ADF: Quão benéficas têm sido as organizações regionais, como o Centro de Coordenação Regional de Operações das Seychelles e o Centro Regional de Fusão de Informações Marítimas de Madagáscar, para o seu trabalho nas Maurícias? Como gostaria que este tipo de parcerias evoluísse e se expandisse?
Sooroojebally: Elas têm sido vitais para garantir a colaboração com os países da região na luta contra as actividades marítimas ilegais. Elas têm sido capazes de fornecer informações, melhorar a consciência situacional e permitir respostas regionais coordenadas a ameaças como a pesca INN e o tráfico. Essas parcerias fortalecem a nossa capacidade colectiva de monitorar e proteger as nossas vastas zonas marítimas. No futuro, vemos grande valor em continuar essas colaborações por meio de um maior intercâmbio de informações e da inclusão de mais parceiros regionais. À medida que as ameaças marítimas se tornam cada vez mais complexas, este tipo de esforços coordenados e baseados em informações são essenciais para garantir a segurança e a estabilidade colectivas no Oceano Índico Ocidental.

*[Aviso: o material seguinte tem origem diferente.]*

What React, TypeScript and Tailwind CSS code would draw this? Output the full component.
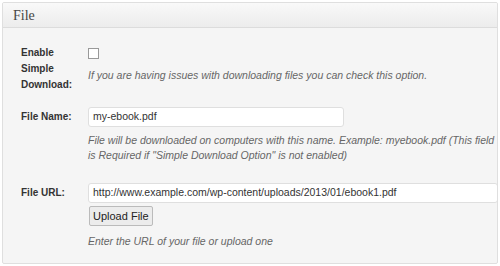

ADF: As Maurícias acolheram um grande grupo de líderes seniores na Cimeira das Forças Marítimas Africanas, em Junho de 2025. O que faz com que encontros como este sejam úteis?
Sooroojebally: Todos queremos construir um ambiente marítimo mais seguro e estável, por isso, encontros como a Cimeira das Forças Marítimas Africanas e o Simpósio de Líderes da Infantaria Naval de África são inestimáveis para promover a colaboração, partilhar as melhores práticas e reforçar a segurança marítima regional. Estes eventos reúnem líderes seniores, decisores e especialistas. Eles proporcionam uma plataforma para discutir ameaças marítimas emergentes, como a pirataria, a pesca ilegal e o tráfico, que afectam vários países. Há uma troca maravilhosa de ideias sobre novas tecnologias, estratégias e quadros operacionais. Ao criar um espaço para o diálogo aberto, construímos confiança e melhoramos a coordenação entre as forças marítimas africanas, e garantimos que as nossas respostas às ameaças à segurança marítima sejam mais eficazes.